#### [CHALLENGE]
Your job is to retype all of the data word for word, leaving every image out.

#### [COLLECTED MATERIAL]

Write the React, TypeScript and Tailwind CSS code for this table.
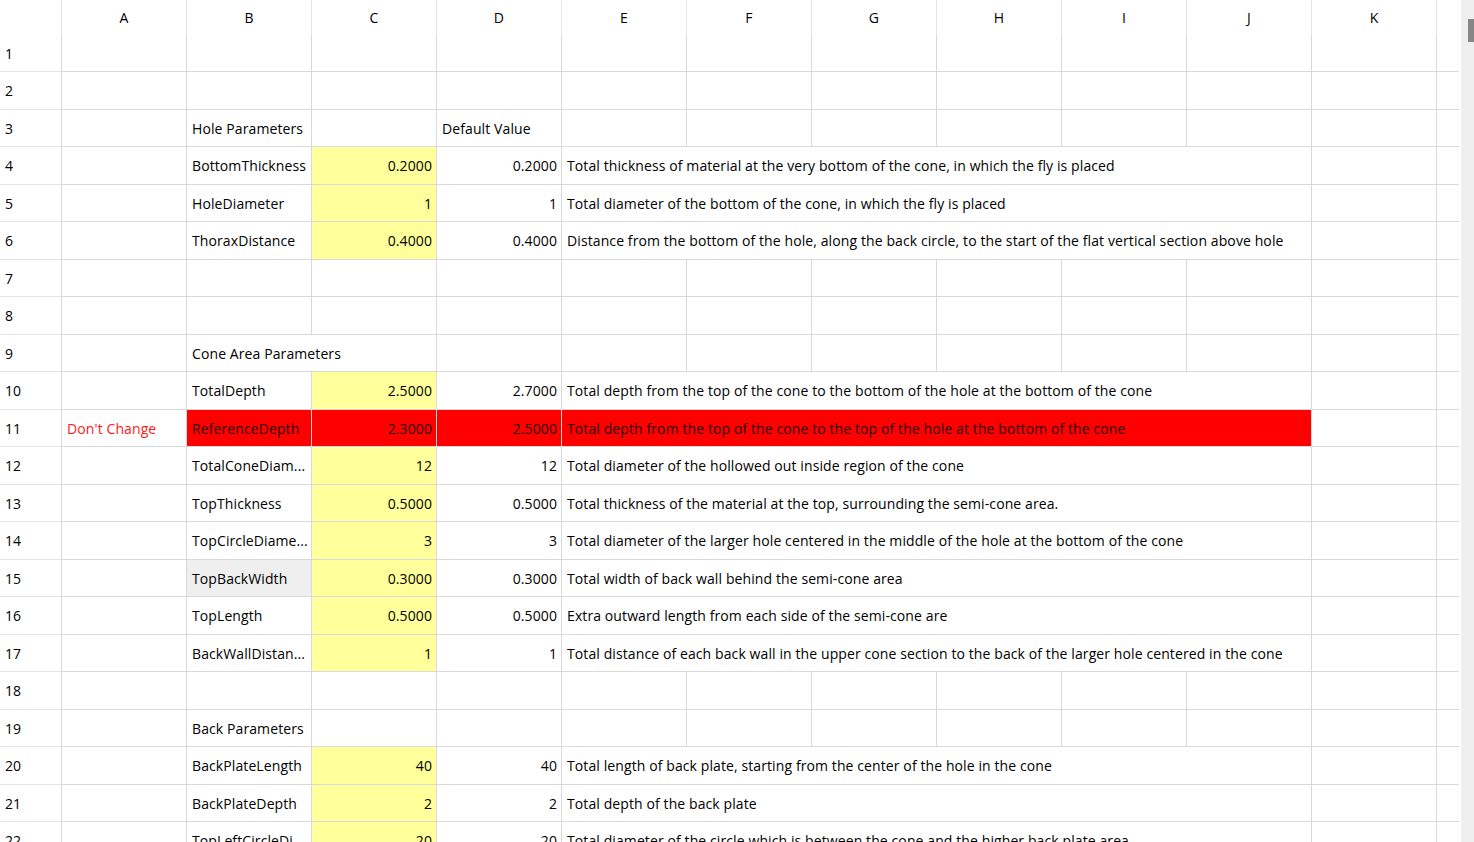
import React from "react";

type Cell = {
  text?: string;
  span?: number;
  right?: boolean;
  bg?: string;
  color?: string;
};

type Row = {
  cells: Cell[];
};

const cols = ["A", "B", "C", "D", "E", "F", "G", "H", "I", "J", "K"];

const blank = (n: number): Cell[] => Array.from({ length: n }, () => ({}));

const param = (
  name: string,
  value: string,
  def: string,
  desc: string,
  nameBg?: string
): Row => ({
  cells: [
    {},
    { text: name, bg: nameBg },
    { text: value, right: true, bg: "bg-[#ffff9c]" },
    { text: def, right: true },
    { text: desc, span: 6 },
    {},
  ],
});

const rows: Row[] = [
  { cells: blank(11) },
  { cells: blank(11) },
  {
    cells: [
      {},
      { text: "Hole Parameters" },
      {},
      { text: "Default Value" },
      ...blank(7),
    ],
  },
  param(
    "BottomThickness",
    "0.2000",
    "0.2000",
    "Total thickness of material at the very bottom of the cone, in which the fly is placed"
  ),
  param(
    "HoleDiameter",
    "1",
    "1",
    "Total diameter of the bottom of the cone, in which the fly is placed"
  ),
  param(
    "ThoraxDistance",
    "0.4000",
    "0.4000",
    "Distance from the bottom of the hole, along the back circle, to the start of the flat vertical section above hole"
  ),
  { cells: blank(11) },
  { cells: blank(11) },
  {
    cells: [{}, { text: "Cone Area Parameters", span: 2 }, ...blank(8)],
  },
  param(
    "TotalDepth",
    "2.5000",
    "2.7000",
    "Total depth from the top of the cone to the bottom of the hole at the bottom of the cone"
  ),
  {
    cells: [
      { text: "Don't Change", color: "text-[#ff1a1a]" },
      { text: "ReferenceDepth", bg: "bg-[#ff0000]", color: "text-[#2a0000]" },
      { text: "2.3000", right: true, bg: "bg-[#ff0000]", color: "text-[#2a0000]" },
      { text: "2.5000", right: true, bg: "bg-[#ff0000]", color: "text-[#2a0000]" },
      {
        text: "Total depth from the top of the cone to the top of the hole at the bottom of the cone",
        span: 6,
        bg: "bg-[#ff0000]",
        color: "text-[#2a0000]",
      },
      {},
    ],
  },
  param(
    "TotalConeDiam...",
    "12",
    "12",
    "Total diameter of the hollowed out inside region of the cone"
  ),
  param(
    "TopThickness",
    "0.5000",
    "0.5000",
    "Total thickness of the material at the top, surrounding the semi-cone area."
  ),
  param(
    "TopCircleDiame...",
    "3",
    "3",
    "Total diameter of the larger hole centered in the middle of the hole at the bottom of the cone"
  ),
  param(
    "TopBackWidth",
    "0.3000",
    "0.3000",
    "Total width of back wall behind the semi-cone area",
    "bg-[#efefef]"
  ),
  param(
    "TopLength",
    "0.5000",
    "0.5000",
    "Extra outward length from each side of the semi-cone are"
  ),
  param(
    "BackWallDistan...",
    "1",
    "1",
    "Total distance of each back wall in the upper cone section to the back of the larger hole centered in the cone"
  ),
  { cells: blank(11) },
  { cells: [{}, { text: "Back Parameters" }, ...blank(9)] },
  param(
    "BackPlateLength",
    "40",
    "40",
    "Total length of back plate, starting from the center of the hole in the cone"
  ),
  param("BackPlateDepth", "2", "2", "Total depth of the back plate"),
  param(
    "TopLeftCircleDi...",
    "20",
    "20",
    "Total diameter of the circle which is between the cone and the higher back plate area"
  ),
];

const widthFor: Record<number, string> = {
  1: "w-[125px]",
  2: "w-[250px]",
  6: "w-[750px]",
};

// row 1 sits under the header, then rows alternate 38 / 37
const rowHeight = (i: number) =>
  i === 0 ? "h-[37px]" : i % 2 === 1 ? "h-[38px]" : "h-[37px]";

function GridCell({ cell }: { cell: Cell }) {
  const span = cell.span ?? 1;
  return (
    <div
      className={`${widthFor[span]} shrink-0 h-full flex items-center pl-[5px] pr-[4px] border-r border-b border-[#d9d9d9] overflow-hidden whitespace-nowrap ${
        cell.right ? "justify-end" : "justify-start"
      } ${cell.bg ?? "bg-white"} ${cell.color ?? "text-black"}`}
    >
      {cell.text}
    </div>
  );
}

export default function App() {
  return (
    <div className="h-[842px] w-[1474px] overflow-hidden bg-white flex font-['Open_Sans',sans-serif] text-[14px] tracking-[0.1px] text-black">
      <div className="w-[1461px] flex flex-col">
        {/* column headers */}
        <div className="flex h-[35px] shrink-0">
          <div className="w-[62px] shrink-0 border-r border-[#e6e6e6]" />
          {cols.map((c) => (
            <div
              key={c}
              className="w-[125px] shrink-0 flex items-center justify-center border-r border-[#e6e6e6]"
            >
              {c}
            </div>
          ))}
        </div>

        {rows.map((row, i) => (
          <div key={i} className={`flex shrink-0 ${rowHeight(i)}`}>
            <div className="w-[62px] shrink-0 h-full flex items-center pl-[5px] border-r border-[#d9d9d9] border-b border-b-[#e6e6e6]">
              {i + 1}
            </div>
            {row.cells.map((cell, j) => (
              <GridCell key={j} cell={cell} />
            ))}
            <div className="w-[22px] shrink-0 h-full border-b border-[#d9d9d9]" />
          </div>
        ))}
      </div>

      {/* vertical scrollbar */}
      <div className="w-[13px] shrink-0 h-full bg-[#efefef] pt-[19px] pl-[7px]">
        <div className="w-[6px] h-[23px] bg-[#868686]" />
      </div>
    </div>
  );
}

#### [PROBLEM SOLUTION]
Write the React, TypeScript and Tailwind CSS code for this table.
import React from "react";

type Cell = {
  text?: string;
  span?: number;
  right?: boolean;
  bg?: string;
  color?: string;
};

type Row = {
  cells: Cell[];
};

const cols = ["A", "B", "C", "D", "E", "F", "G", "H", "I", "J", "K"];

const blank = (n: number): Cell[] => Array.from({ length: n }, () => ({}));

const param = (
  name: string,
  value: string,
  def: string,
  desc: string,
  nameBg?: string
): Row => ({
  cells: [
    {},
    { text: name, bg: nameBg },
    { text: value, right: true, bg: "bg-[#ffff9c]" },
    { text: def, right: true },
    { text: desc, span: 6 },
    {},
  ],
});

const rows: Row[] = [
  { cells: blank(11) },
  { cells: blank(11) },
  {
    cells: [
      {},
      { text: "Hole Parameters" },
      {},
      { text: "Default Value" },
      ...blank(7),
    ],
  },
  param(
    "BottomThickness",
    "0.2000",
    "0.2000",
    "Total thickness of material at the very bottom of the cone, in which the fly is placed"
  ),
  param(
    "HoleDiameter",
    "1",
    "1",
    "Total diameter of the bottom of the cone, in which the fly is placed"
  ),
  param(
    "ThoraxDistance",
    "0.4000",
    "0.4000",
    "Distance from the bottom of the hole, along the back circle, to the start of the flat vertical section above hole"
  ),
  { cells: blank(11) },
  { cells: blank(11) },
  {
    cells: [{}, { text: "Cone Area Parameters", span: 2 }, ...blank(8)],
  },
  param(
    "TotalDepth",
    "2.5000",
    "2.7000",
    "Total depth from the top of the cone to the bottom of the hole at the bottom of the cone"
  ),
  {
    cells: [
      { text: "Don't Change", color: "text-[#ff1a1a]" },
      { text: "ReferenceDepth", bg: "bg-[#ff0000]", color: "text-[#2a0000]" },
      { text: "2.3000", right: true, bg: "bg-[#ff0000]", color: "text-[#2a0000]" },
      { text: "2.5000", right: true, bg: "bg-[#ff0000]", color: "text-[#2a0000]" },
      {
        text: "Total depth from the top of the cone to the top of the hole at the bottom of the cone",
        span: 6,
        bg: "bg-[#ff0000]",
        color: "text-[#2a0000]",
      },
      {},
    ],
  },
  param(
    "TotalConeDiam...",
    "12",
    "12",
    "Total diameter of the hollowed out inside region of the cone"
  ),
  param(
    "TopThickness",
    "0.5000",
    "0.5000",
    "Total thickness of the material at the top, surrounding the semi-cone area."
  ),
  param(
    "TopCircleDiame...",
    "3",
    "3",
    "Total diameter of the larger hole centered in the middle of the hole at the bottom of the cone"
  ),
  param(
    "TopBackWidth",
    "0.3000",
    "0.3000",
    "Total width of back wall behind the semi-cone area",
    "bg-[#efefef]"
  ),
  param(
    "TopLength",
    "0.5000",
    "0.5000",
    "Extra outward length from each side of the semi-cone are"
  ),
  param(
    "BackWallDistan...",
    "1",
    "1",
    "Total distance of each back wall in the upper cone section to the back of the larger hole centered in the cone"
  ),
  { cells: blank(11) },
  { cells: [{}, { text: "Back Parameters" }, ...blank(9)] },
  param(
    "BackPlateLength",
    "40",
    "40",
    "Total length of back plate, starting from the center of the hole in the cone"
  ),
  param("BackPlateDepth", "2", "2", "Total depth of the back plate"),
  param(
    "TopLeftCircleDi...",
    "20",
    "20",
    "Total diameter of the circle which is between the cone and the higher back plate area"
  ),
];

const widthFor: Record<number, string> = {
  1: "w-[125px]",
  2: "w-[250px]",
  6: "w-[750px]",
};

// row 1 sits under the header, then rows alternate 38 / 37
const rowHeight = (i: number) =>
  i === 0 ? "h-[37px]" : i % 2 === 1 ? "h-[38px]" : "h-[37px]";

function GridCell({ cell }: { cell: Cell }) {
  const span = cell.span ?? 1;
  return (
    <div
      className={`${widthFor[span]} shrink-0 h-full flex items-center pl-[5px] pr-[4px] border-r border-b border-[#d9d9d9] overflow-hidden whitespace-nowrap ${
        cell.right ? "justify-end" : "justify-start"
      } ${cell.bg ?? "bg-white"} ${cell.color ?? "text-black"}`}
    >
      {cell.text}
    </div>
  );
}

export default function App() {
  return (
    <div className="h-[842px] w-[1474px] overflow-hidden bg-white flex font-['Open_Sans',sans-serif] text-[14px] tracking-[0.1px] text-black">
      <div className="w-[1461px] flex flex-col">
        {/* column headers */}
        <div className="flex h-[35px] shrink-0">
          <div className="w-[62px] shrink-0 border-r border-[#e6e6e6]" />
          {cols.map((c) => (
            <div
              key={c}
              className="w-[125px] shrink-0 flex items-center justify-center border-r border-[#e6e6e6]"
            >
              {c}
            </div>
          ))}
        </div>

        {rows.map((row, i) => (
          <div key={i} className={`flex shrink-0 ${rowHeight(i)}`}>
            <div className="w-[62px] shrink-0 h-full flex items-center pl-[5px] border-r border-[#d9d9d9] border-b border-b-[#e6e6e6]">
              {i + 1}
            </div>
            {row.cells.map((cell, j) => (
              <GridCell key={j} cell={cell} />
            ))}
            <div className="w-[22px] shrink-0 h-full border-b border-[#d9d9d9]" />
          </div>
        ))}
      </div>

      {/* vertical scrollbar */}
      <div className="w-[13px] shrink-0 h-full bg-[#efefef] pt-[19px] pl-[7px]">
        <div className="w-[6px] h-[23px] bg-[#868686]" />
      </div>
    </div>
  );
}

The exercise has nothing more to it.